Still, the budgetary issues that are clearly hanging over The Daily Show are also catching up with the other late night hosts as well. John Oliver made a stink recently when his contract with HBO was renewed and he didn’t get an expected raise. He makes $1 Mil an episode, and he wanted hired (and while we could make jokes about him “only” making $1 Mil an episode, the fact is that he’s a celebrity and what he makes on one contract directly affects his contracts on other projects, so being made about his pay is fair). The band, and all associated employees that worked on coordinating the music, for Late Night were let go for next season. The Late Late Show was dissolved completely after James Corden left, replaced with the much cheaper to produce @fter midnight (itself a resurrection of Comedy Central’s @midnight). These are all cost-cutting measures to keep late night afloat in these leaner times.

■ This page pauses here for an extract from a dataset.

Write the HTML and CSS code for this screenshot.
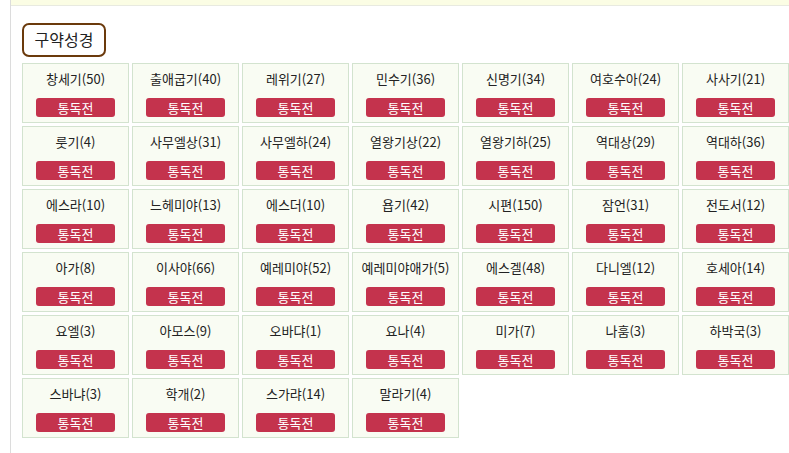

The fact is that late night programming feels like an artifact of a bygone time. These shows are still being made, yes, but the audience they were catering to doesn’t really exist like it used to. Just the very name, “late night”, barely has any meaning when most of the audience doesn’t watch the shows at night. Between streaming clips, episodes on streaming services, and DVRs, most people don’t watch these shows until hours or days later. Their very place on the schedule is malleable, based on the viewing habits of those that actually watch.
Long term late night television is going to have to change, much like everything else in this streaming world. More than likely it’ll get scaled down and streamlined just to clips on YouTube and Tiktok, the segments people like with pre-roll, mid-roll, and post roll ads included. It’ll be the way the companies making these things make money. That, or the next generation of YouTube stars will come along and do it so much better on their own the companies won’t even be able to keep up. But late night, as it stands now, probably only has a few more years in it before it hits the dustbin of history.